Забывая свою традицию, люди готовы принять за новацию, традицию иную, которая ничего нового-то на самом деле и дать-то не может. А это приводит к потере самости народа, его открытости любым самым бредовым идеям, которые усваиваются и ускоряют разрушение национального духа и в итоге национального тела. Человек же оказывается без природного родового прикрытия. Г. К. Честертон верно подметил данную опасность и удивительно точно описал ее: «Если бы речь шла о Тутанхамоне или высохших африканских мумиях, неведомо как сохранившихся на другом конце света; если бы речь шла о Китае или Вавилоне; если бы кто-то вдруг нашел далекую и загадочную расу лунных людей, то ваши газеты раструбили бы об этом во всех подробностях, вплоть до зубной щетки или запонки для воротничка. Но когда речь идет о людях, построивших ваши приходские церкви, давших названия вашим городам и ремеслам и самим дорогам, по которым вы ходите, – оказывается, вы не удосужились ничего узнать о них…
Эти люди имели свои пороки и трагедии; иногда они пытали своих ближних и сжигали их на кострах. Но представление о человеке без Бога и надежды в душе, бредущем к смерти просто потому, что всем безразлично, жив он или мертв – это не средневековые представления. Это продукт нашей экономической науки и технического прогресса».
Последняя цитата была взята нами не из публицистического произведения, а из детективного рассказа, где в качестве главного героя выведен католический священник о. Браун. Но элементы публицистики, вольно или невольно, не могли не проникнуть в художественные тексты такого известнейшего журналиста как Гилберт Кийт Честертон.

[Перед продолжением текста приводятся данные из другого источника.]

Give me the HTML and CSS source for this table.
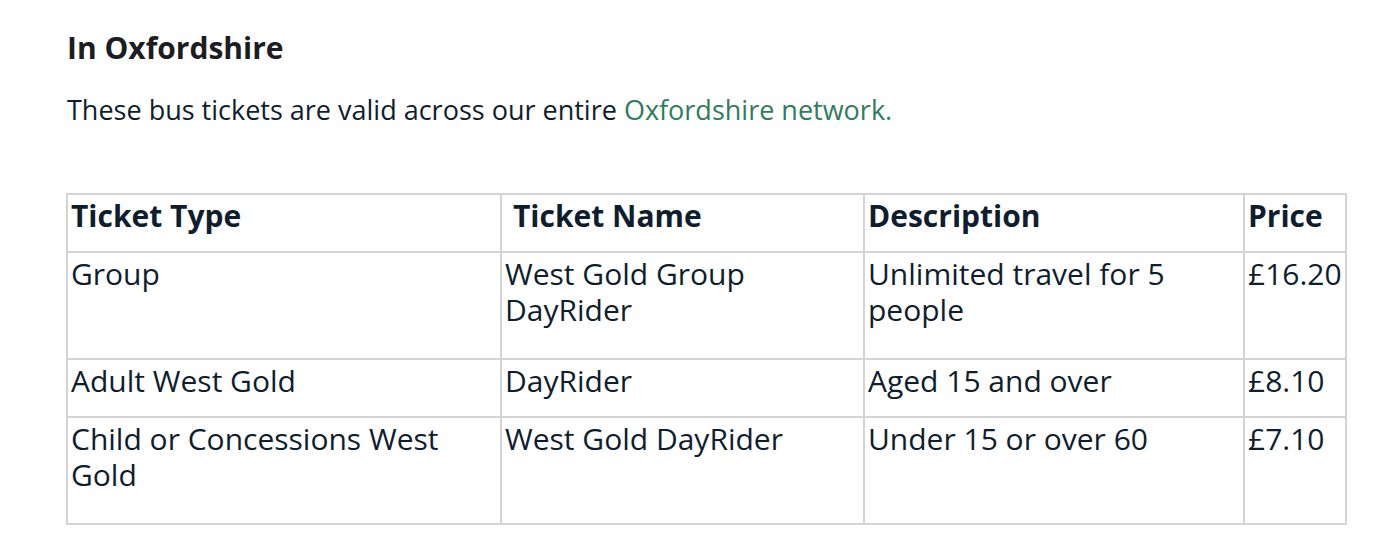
FILE: index.html
```html
<!DOCTYPE html>
<html>
<head>
<meta charset="utf-8">
<link rel="stylesheet" href="styles.css">
</head>
<body>
<h2 class="title">In Oxfordshire</h2>
<p class="intro">These bus tickets are valid across our entire <a class="link" href="#">Oxfordshire network.</a></p>
<table class="tickets">
  <colgroup>
    <col class="c1"><col class="c2"><col class="c3"><col class="c4">
  </colgroup>
  <tr class="head">
    <th>Ticket Type</th>
    <th class="indent">Ticket Name</th>
    <th>Description</th>
    <th>Price</th>
  </tr>
  <tr class="tall">
    <td>Group</td>
    <td>West Gold Group DayRider</td>
    <td>Unlimited travel for 5 people</td>
    <td>£16.20</td>
  </tr>
  <tr class="short">
    <td>Adult West Gold</td>
    <td>DayRider</td>
    <td>Aged 15 and over</td>
    <td>£8.10</td>
  </tr>
  <tr class="tall">
    <td>Child or Concessions West Gold</td>
    <td>West Gold DayRider</td>
    <td>Under 15 or over 60</td>
    <td>£7.10</td>
  </tr>
</table>
</body>
</html>
```

FILE: styles.css
```css
body {
  margin: 0;
  padding: 0 54px 0 66px;
  font-family: "Open Sans", "Liberation Sans", sans-serif;
  color: #0f1e2e;
  background: #fff;
}
.title {
  margin: 30px 0 0 1px;
  font-size: 30px;
  font-weight: 700;
  line-height: 36px;
  color: #1c1d22;
}
.intro {
  margin: 26px 0 0 1px;
  font-size: 27px;
  line-height: 36px;
}
.link {
  color: #2f7d5c;
  text-decoration: none;
}
.tickets {
  margin-top: 65px;
  width: 1279px;
  border-collapse: collapse;
  table-layout: fixed;
  font-size: 30px;
  line-height: 36px;
}
.c1 { width: 434px; }
.c2 { width: 363px; }
.c3 { width: 380px; }
.c4 { width: 102px; }
.tickets th,
.tickets td {
  border: 2px solid #d4d4d4;
  padding: 3px 3px 0 3px;
  text-align: left;
  vertical-align: top;
}
.tickets th { font-weight: 700; }
.tickets th.indent { padding-left: 11px; }
.head th, .short td { height: 53px; }
.tall td { height: 102px; }
```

Честертон тонко описал не соответствие бытийных матриц средневекового человека и человека из нашего времени. «Человек без Бога и надежды в душе, бредущий к смерти просто потому, что всем безразлично, жив он или мертв» – это человек эпохи перехода из модернизма в постмодернизм. Сборники рассказов о сыщике – патере Брауне появились именно в этот период, т. е. в 20-е – 30-е гг. XX в.